YouTube’s police bodycam channels have some worried about exploitation

With many police officers across the United States now wearing body cameras, a cottage industry of YouTube channels documenting these bodycam interactions has sprung up. There are dozens of such channels on the platform, with videos racking up thousands or even millions of views. But some law enforcement experts consider them exploitative.

How do these YouTube channels operate?

Bodycam channels all get their content “from the same basic model: Someone uses public records requests to obtain video from police arrests, lightly edits the video, adding maybe a brief AI narration or captions, and then hits ‘publish,’” said Vox. Many of the videos involve DUIs or intoxicated people “yelling, speeding, throwing things, hitting cops” and then “being arrested while crying, screaming, spitting and so on.” The channels document “people being arrested for just about anything, from shoplifting to murder and kidnapping cases.”

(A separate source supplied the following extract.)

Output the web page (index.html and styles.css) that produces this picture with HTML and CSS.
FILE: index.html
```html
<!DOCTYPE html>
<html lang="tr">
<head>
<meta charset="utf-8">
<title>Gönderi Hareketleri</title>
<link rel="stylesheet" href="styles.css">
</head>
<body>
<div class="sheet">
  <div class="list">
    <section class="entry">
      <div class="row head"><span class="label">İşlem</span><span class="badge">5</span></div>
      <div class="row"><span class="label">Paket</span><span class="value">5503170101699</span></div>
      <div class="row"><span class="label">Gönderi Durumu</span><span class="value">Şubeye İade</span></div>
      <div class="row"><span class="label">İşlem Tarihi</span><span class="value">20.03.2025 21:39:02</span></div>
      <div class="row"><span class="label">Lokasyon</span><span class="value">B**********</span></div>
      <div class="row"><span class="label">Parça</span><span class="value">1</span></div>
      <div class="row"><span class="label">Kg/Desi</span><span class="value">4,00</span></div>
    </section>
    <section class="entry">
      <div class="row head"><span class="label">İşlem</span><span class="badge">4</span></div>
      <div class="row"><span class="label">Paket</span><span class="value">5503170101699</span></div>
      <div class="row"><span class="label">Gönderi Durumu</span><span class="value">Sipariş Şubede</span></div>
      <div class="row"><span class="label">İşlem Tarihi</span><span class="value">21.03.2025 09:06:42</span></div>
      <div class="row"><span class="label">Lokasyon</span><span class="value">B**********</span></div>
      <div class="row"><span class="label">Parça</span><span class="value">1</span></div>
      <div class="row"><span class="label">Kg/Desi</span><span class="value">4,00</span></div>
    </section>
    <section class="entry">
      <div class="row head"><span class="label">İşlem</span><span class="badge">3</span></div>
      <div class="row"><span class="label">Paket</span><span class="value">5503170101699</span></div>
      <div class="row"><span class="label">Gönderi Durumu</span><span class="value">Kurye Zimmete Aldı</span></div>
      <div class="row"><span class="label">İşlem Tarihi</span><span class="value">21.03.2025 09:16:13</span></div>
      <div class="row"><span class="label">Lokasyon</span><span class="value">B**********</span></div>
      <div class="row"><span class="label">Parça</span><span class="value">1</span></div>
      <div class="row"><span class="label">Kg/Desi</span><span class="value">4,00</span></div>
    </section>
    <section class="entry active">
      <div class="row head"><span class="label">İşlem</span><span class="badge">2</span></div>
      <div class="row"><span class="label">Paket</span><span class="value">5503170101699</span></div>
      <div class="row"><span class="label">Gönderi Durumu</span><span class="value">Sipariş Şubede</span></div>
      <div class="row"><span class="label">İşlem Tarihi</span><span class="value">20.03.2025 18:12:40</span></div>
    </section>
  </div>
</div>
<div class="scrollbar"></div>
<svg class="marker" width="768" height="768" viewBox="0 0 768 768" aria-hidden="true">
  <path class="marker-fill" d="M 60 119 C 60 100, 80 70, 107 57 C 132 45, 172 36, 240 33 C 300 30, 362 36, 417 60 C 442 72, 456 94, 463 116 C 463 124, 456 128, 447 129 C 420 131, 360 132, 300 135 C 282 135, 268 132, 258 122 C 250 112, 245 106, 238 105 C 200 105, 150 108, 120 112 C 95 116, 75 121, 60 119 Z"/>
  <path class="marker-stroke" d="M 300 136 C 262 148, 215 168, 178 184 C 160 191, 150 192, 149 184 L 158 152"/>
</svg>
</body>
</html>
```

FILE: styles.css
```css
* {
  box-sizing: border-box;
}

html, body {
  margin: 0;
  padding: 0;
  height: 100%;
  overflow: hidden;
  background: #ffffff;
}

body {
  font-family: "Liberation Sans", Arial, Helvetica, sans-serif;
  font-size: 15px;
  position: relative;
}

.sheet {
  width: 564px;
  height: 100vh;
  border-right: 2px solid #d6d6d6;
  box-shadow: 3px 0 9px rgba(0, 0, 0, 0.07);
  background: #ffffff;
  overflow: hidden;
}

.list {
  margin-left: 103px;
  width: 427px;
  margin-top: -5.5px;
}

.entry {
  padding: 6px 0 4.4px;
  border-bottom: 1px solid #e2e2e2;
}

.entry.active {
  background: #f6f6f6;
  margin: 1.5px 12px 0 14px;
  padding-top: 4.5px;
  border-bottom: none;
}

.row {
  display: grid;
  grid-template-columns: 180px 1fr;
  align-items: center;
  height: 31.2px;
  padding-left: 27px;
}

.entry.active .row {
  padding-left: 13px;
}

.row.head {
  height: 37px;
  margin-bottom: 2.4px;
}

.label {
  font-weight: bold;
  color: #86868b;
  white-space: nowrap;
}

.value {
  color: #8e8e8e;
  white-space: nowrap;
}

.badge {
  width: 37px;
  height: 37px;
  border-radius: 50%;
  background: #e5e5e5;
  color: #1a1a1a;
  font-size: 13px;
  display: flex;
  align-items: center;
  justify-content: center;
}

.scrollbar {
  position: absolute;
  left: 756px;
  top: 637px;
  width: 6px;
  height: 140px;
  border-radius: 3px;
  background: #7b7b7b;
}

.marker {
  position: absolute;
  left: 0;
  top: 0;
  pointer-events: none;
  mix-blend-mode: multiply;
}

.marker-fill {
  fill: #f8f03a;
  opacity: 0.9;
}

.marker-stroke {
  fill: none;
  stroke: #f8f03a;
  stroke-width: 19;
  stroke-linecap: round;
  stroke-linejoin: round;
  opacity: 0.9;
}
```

Many of these channels do big numbers. One of them, Code Blue Cam, averages “over 10 million views a video, and has totaled more than a billion across hundreds of videos,” while another called Midwest Safety “has totaled over 1.5 billion views,” said Vox. The channels claim to publish bodycam footage “based on their significance, the clarity of the footage and whether the interaction offers meaningful insight into how officers respond under pressure,” the owner of Code Blue Cam, who goes by LJ, told Wisconsin Public Radio (WPR).

Why are some people concerned?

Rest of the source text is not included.